Naomie Vogt-Roby and Maxime Bachellerie in Damien Manivel’s The Park (Le parc, 2016). |
Damien Manivel’s The Park (Le parc, 2016), co-written with cinematographer Isabel Pagliai, starts off nice and easy, but it quickly turns bonkers in the best way possible.
Naomie (Naomie Vogt-Roby, just 15 when she made the film) meets a boy (Maxime Bachellerie) at a large woodsy park on a first date. She’s short and sensible; he’s lanky and shy. The two teenagers sit together awkwardly, converse awkwardly, walk around awkwardly, and before you know it are kissing in a secluded spot. I’ve just praised another film for its naturalistic romance, but here the romance succeeds precisely because it’s so overdetermined.

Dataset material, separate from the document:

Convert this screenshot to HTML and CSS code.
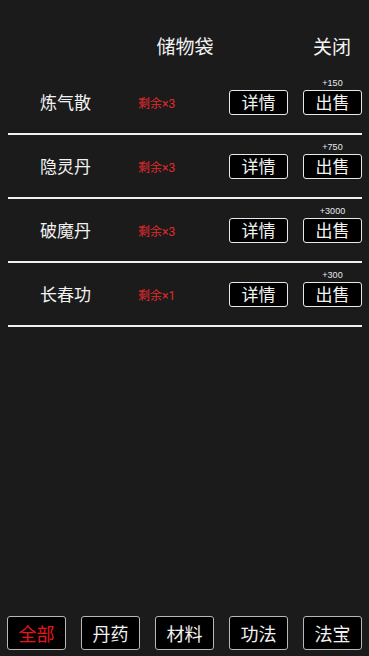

The transformation of two clumsy teenage strangers into a mutually attracted couple is a kind of magic that’s almost impossible to replicate onscreen, so the film doesn’t even try. Each scene is a vignette – they walk around, they look at squirrels, they discuss their families, she does a handstand – that, combined in the right order as they are here, sketch the development of a romance. But in true cinematic fashion, how we get from one vignette to another is hidden in the editing (by William Laboury), left as an exercise for the viewer, and whatever we can come up with is infinitely more convincing than what could have been put on the screen.